What science says about hobbies and mental health
Don’t just take our word for it: a range of recent studies shows the mental benefits of engaging with extracurricular activities. Here’s what you can learn from these reports.
- Arts and hobbies: a survey of Australian adults asked how much time they devoted to hobbies and the arts, and asked them to assess their mental wellbeing. Those who devoted more than 100 hours a year to the arts reported significantly better mental health.
What to take away: engaging with your hobby for just two hours a week can improve your wellbeing.
- Being creative: a daily diary study of young adults recorded how much of their time was spent on creative exercises, and how often they experienced positive moods (joy, alertness, interest) and negative moods (anger, anxiety, fear). Those who spent more time being creative reported more positive feelings.

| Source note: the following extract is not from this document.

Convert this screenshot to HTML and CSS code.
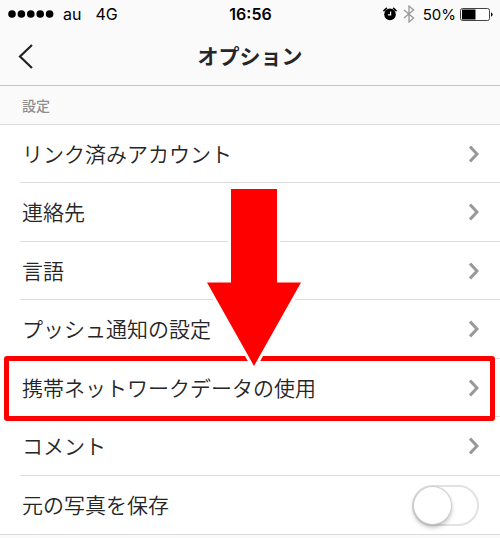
FILE: index.html
```
<!DOCTYPE html>
<html lang="ja">
  <head>
    <meta charset="utf-8">
    <meta name="viewport" content="width=device-width, initial-scale=1">
    <title>オプション</title>
    <link rel="stylesheet" href="styles.css">
  </head>

  <body>
    <div class="status-bar">
      <div class="carrier">
        <svg class="signal" width="46" height="8" viewBox="0 0 46 8">
          <circle cx="4" cy="4" r="3.8" />
          <circle cx="13.4" cy="4" r="3.8" />
          <circle cx="22.8" cy="4" r="3.8" />
          <circle cx="32.2" cy="4" r="3.8" />
          <circle cx="41.6" cy="4" r="3.8" />
        </svg>
        <span>au</span>
        <span class="network">4G</span>
      </div>
      <div class="clock">16:56</div>
      <div class="indicators">
        <svg class="alarm" width="14" height="14" viewBox="0 0 14 14">
          <circle cx="7" cy="7.4" r="5.8" />
          <path d="M1 3.6 3.4 1.4M13 3.6 10.6 1.4" stroke="#000" stroke-width="1.6" stroke-linecap="round" />
          <path d="M7.6 4.4V7.8H5" fill="none" stroke="#fafafa" stroke-width="1.2" />
        </svg>
        <svg class="bluetooth" width="12" height="18" viewBox="0 0 12 18">
          <path d="M1 5 10.6 13 6 17V1L10.6 5 1 13" fill="none" stroke="#999" stroke-width="1.3" />
        </svg>
        <span>50%</span>
        <svg class="battery" width="33" height="13" viewBox="0 0 33 13">
          <rect x="0.5" y="0.5" width="29" height="12" rx="2" fill="#fff" stroke="#444" />
          <path d="M2 1.5H15.5V11.5H2Z" />
          <path d="M31 4.2Q32.6 5 32.6 6.5T31 8.8Z" />
        </svg>
      </div>
    </div>

    <header class="nav">
      <button class="back" aria-label="戻る">
        <svg width="16" height="26" viewBox="0 0 16 26">
          <path d="M14 2 2 13.5 14 25" fill="none" stroke="#222" stroke-width="2.2" />
        </svg>
      </button>
      <h1>オプション</h1>
    </header>

    <h2 class="section-title">設定</h2>

    <div class="list">
      <a class="row" href="#">
        <span class="label">リンク済みアカウント</span>
        <svg class="chevron" viewBox="0 0 10 18"><path d="M1 1.5 8 9 1 16.5" /></svg>
      </a>
      <a class="row" href="#">
        <span class="label">連絡先</span>
        <svg class="chevron" viewBox="0 0 10 18"><path d="M1 1.5 8 9 1 16.5" /></svg>
      </a>
      <a class="row" href="#">
        <span class="label">言語</span>
        <svg class="chevron" viewBox="0 0 10 18"><path d="M1 1.5 8 9 1 16.5" /></svg>
      </a>
      <a class="row" href="#">
        <span class="label">プッシュ通知の設定</span>
        <svg class="chevron" viewBox="0 0 10 18"><path d="M1 1.5 8 9 1 16.5" /></svg>
      </a>
      <a class="row marked" href="#">
        <span class="label">携帯ネットワークデータの使用</span>
        <svg class="chevron" viewBox="0 0 10 18"><path d="M1 1.5 8 9 1 16.5" /></svg>
        <svg class="arrow" width="106" height="187" viewBox="0 0 106 187">
          <path d="M30 4H76V97.5H100L53 181 6 97.5H30Z" fill="#f00" stroke="#fff" stroke-width="6" paint-order="stroke" />
        </svg>
      </a>
      <a class="row" href="#">
        <span class="label">コメント</span>
        <svg class="chevron" viewBox="0 0 10 18"><path d="M1 1.5 8 9 1 16.5" /></svg>
      </a>
      <div class="row">
        <label class="label" for="save-original">元の写真を保存</label>
        <input class="switch" type="checkbox" id="save-original">
      </div>
    </div>
  </body>
</html>
```

FILE: styles.css
```
* {
  box-sizing: border-box;
}

body {
  margin: 0;
  background-color: #fafafa;
  color: #262626;
  font-family: "Noto Sans CJK JP", sans-serif;
}

.status-bar {
  display: grid;
  grid-template-columns: 1fr auto 1fr;
  align-items: center;
  height: 28px;
  padding: 0 7px 0 8px;
  color: #000;
  font-family: Inter, sans-serif;
  font-size: 16px;
}

.carrier,
.indicators {
  display: flex;
  align-items: center;
}

.signal {
  margin-right: 9px;
}

.network {
  margin-left: 14px;
}

.clock {
  font-weight: 600;
}

.indicators {
  justify-content: flex-end;
  font-size: 15px;
}

.bluetooth {
  margin: 0 8px 0 6px;
}

.battery {
  margin-left: 4px;
}

.nav {
  display: grid;
  grid-template-columns: 60px 1fr 60px;
  align-items: center;
  height: 58px;
  padding-bottom: 2px;
  border-bottom: 1px solid #c4c4c4;
}

.back {
  display: flex;
  padding: 0 0 0 18px;
  border: none;
  background: none;
}

h1 {
  margin: 0;
  padding-bottom: 2px;
  font-size: 21px;
  font-weight: bold;
  line-height: 30px;
  text-align: center;
}

.section-title {
  margin: 0;
  padding: 0 22px;
  border-bottom: 1px solid #dbdbdb;
  color: #8e8e8e;
  font-size: 14px;
  font-weight: 500;
  line-height: 38px;
}

.list {
  background-color: #fff;
  border-bottom: 1px solid #dbdbdb;
}

.row {
  position: relative;
  display: flex;
  align-items: center;
  justify-content: space-between;
  height: 58px;
  margin-left: 20px;
  padding: 0 21px 0 2px;
  border-bottom: 1px solid #dbdbdb;
  color: #262626;
  font-size: 21px;
  font-weight: 350;
  text-decoration: none;
}

.row:nth-child(even) {
  height: 59px;
}

.row:last-child {
  border-bottom: none;
}

.label {
  padding-bottom: 2px;
}

.chevron {
  width: 10px;
  height: 18px;
  fill: none;
  stroke: #999;
  stroke-width: 3;
}

.marked {
  z-index: 1;
}

.marked::after {
  content: "";
  position: absolute;
  top: -3px;
  right: 5px;
  bottom: -5px;
  left: -16px;
  border: 5px solid #f00;
  border-radius: 3px;
}

.arrow {
  position: absolute;
  bottom: 44px;
  left: 50%;
  z-index: 1;
  margin-left: -59px;
}

.switch {
  appearance: none;
  width: 67px;
  height: 41px;
  margin: 0;
  border: 2px solid #e2e2e2;
  border-radius: 21px;
  background-color: #fff;
}

.switch::before {
  content: "";
  display: block;
  width: 37px;
  height: 37px;
  border-radius: 50%;
  background-color: #fff;
  box-shadow: 0 0 1px 1px #ccc, 0 3px 5px rgba(0, 0, 0, 0.3);
}

.switch:checked::before {
  margin-left: 26px;
}
```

What to take away: building creativity into your daily routine can improve your mood.
- Physical and mental exercise: a study of older adults asked participants to complete one hour of physical exercise and one hour of mental activity three times a week, at differing intensities. Which was better for boosting the brain? The results suggested that the amount of activity seems to be more important than the type.
What to take away: maintaining a balance between physical and mental activity is the optimal approach to good mental health.
The lesson is clear. In a society where stress seems to be more prevalent than ever before, it’s important that individuals know how to maintain good mental health, but it’s crucial for employers to promote such strategies in the workplace, too. Being interested, and interesting, is a key part of wellbeing – and one that every company’s corporate culture would do well to adopt.